なお、就職サポーターは定着支援として、雇用から1か月後、半年後に事業所に出向いて支援を行っている。
(3)難病患者支援の課題
ハローワーク津では、難病の求職者が一般の窓口に来所した場合には、就職サポーターに相談がつながるようになっているが、難病患者の支援があることを知らない場合が多いので、求職者が相談窓口で難病があることを伝えない場合もある。このため、就職サポーター制度の知名度をいかに上げるかが課題であり、求人検索機に就職サポーターによる支援情報を掲載するなど周知に努めている。また、各保健所から毎年、難病患者に対して雇用保険受給者証の更新の案内を送付しているが、その中に難病患者の就労における相談先の案内も入れてもらっている。こうした連携は、三重労働局・ハローワーク津が主催する難病患者就職支援連絡協議会の会議の場において、関係機関から出された情報を基に三重県や難病患者支援センターと連携して、各保健所に要請して実現することができた。これには大きな反響があり、三重県内の難病患者からの電話での問い合わせが増加し、相談が増えた。他にも、多数の企業が集まるハローワークの就職イベントの際に、難病患者の就職支援施策についての周知を行っている。

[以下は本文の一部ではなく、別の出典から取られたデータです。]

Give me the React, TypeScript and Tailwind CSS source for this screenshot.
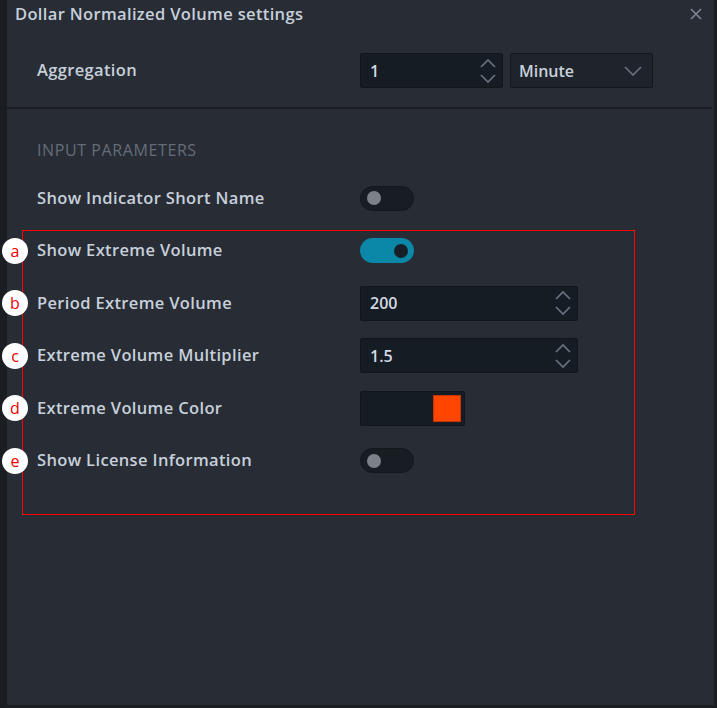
import React from 'react';

const font = { fontFamily: '"Open Sans", "Noto Sans", sans-serif' };

const Chevrons = () => (
  <svg width="18" height="28" viewBox="0 0 18 28" fill="none" stroke="#6b7380" strokeWidth="1.6">
    <path d="M2 10 L9 3 L16 10" />
    <path d="M2 18 L9 25 L16 18" />
  </svg>
);

const Toggle = ( { on }: { on?: boolean } ) => (
  <div className={ "w-[54px] h-[25px] rounded-full flex items-center px-[6px] " +
    ( on ? "bg-[#0b87a8] justify-end" : "bg-[#181d24] border border-[#13171c] justify-start" ) }>
    <div className={ "w-[14px] h-[14px] rounded-full " + ( on ? "bg-[#172029]" : "bg-[#7c8088]" ) }/>
  </div>
);

const NumberBox = ( { value, w }: { value: string; w: string } ) => (
  <div className={ "h-[35px] bg-[#161c24] border border-[#12161b] rounded-[2px] flex items-center justify-between pl-[9px] pr-[5px] " + w }>
    <span className="text-[16px] font-semibold text-[#d3dae3]">{ value }</span>
    <Chevrons/>
  </div>
);

const Marker = ( { letter }: { letter: string } ) => (
  <div className="absolute left-[-35px] top-1/2 -translate-y-1/2 w-[26px] h-[26px] rounded-full bg-white flex items-center justify-center text-[#ee0000] text-[16px] leading-none">
    { letter }
  </div>
);

const labelCls = "text-[16.5px] tracking-[0.35px] font-semibold text-[#c7d0da]"

const Row = ( { label, letter, children }: { label: string; letter?: string; children: React.ReactNode } ) => (
  <div className="relative h-[52.5px] flex items-center">
    { letter && <Marker letter={ letter }/> }
    <div className={ "w-[323px] " + labelCls }>{ label }</div>
    { children }
  </div>
);

export default function App() {
  return (
    <div className="w-[717px] h-[708px] flex bg-[#1b1f24]" style={ font }>
      <div className="w-[7px] bg-[#1a1e22]"/>
      <div className="flex-1 flex flex-col bg-[#272c35] mb-[3px] mr-[3px]">
        {/* header */ }
        <div className="h-[28px] flex items-center justify-between pl-[8px] pr-[12px]">
          <h1 className={ labelCls }>Dollar Normalized Volume settings</h1>
          <svg width="12" height="12" viewBox="0 0 12 12" stroke="#7b8494" strokeWidth="1.6">
            <path d="M1 1 L11 11 M11 1 L1 11"/>
          </svg>
        </div>

        <div className="h-[81px] flex items-center pl-[30px] border-b-2 border-[#1a1e24] pt-[6px] mr-[2px]">
          <div className={ "w-[323px] " + labelCls }>Aggregation</div>
          <NumberBox value="1" w="w-[143px]"/>
          <div className="ml-[7px] w-[143px] h-[35px] bg-[#1f242c] border border-[#14181d] rounded-[2px] flex items-center justify-between pl-[8px] pr-[10px]">
            <span className="text-[16px] font-semibold text-[#c7d0da]">Minute</span>
            <svg width="18" height="10" viewBox="0 0 18 10" fill="none" stroke="#6b7380" strokeWidth="1.6">
              <path d="M1 1 L9 9 L17 1"/>
            </svg>
          </div>
        </div>

        <div className="pl-[30px] pt-[32px]">
          <div className="text-[16px] tracking-[0.6px] text-[#656c78] h-[18px] leading-[18px]">INPUT PARAMETERS</div>
          <div className="mt-[13px]">
            <Row label="Show Indicator Short Name"><Toggle/></Row>
          </div>
          <div className="relative mt-[5px] ml-[-15px] w-[613px] h-[285px] border border-[#ff0000] pl-[14px]">
            <div className="mt-[-6px]">
              <Row label="Show Extreme Volume" letter="a"><Toggle on/></Row>
              <Row label="Period Extreme Volume" letter="b"><NumberBox value="200" w="w-[218px]"/></Row>
              <Row label="Extreme Volume Multiplier" letter="c"><NumberBox value="1.5" w="w-[218px]"/></Row>
              <Row label="Extreme Volume Color" letter="d">
                <div className="w-[105px] h-[35px] bg-[#161c24] border border-[#12161b] rounded-[2px] flex items-center justify-end pr-[3px]">
                  <div className="w-[28px] h-[27px] bg-[#ff4500] border border-[#c43600]"/>
                </div>
              </Row>
              <Row label="Show License Information" letter="e"><Toggle/></Row>
            </div>
          </div>
        </div>
      </div>
    </div>
  );
}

障害者手帳を持っていれば、法定雇用率制度もあり、障害者雇用に積極的な企業への就職の可能性が高まるなど、比較的多くの支援が充実している。一方で、難病患者に関しても、「発達障害者・難治性疾患患者雇用開発助成金」などの援助制度はあるものの、障害者手帳を持っていない者が多いために制度の挟間に陥りがちである。実際に働く必要があるのに、相談先が分からず支援の入り口に入ることも難しい。
働きたいと考えている難病患者も多く、実際働いてみると問題なく勤務できる場合が多いにもかかわらず、社会の理解が進まない中で求職活動の場面でのハードルが高く、また、求職活動が長期にわたるとそれ自体がストレスとなり体調にもさらに悪影響がでる恐れもある。昨年(2015)度から始まった就職サポーター制度は働きたい難病患者にとっては大変貴重なツールである。今後、就職サポーターについてさらに周知を行い、その活用を進めるとともに、求人側の難病に対する理解を高めることが求められている。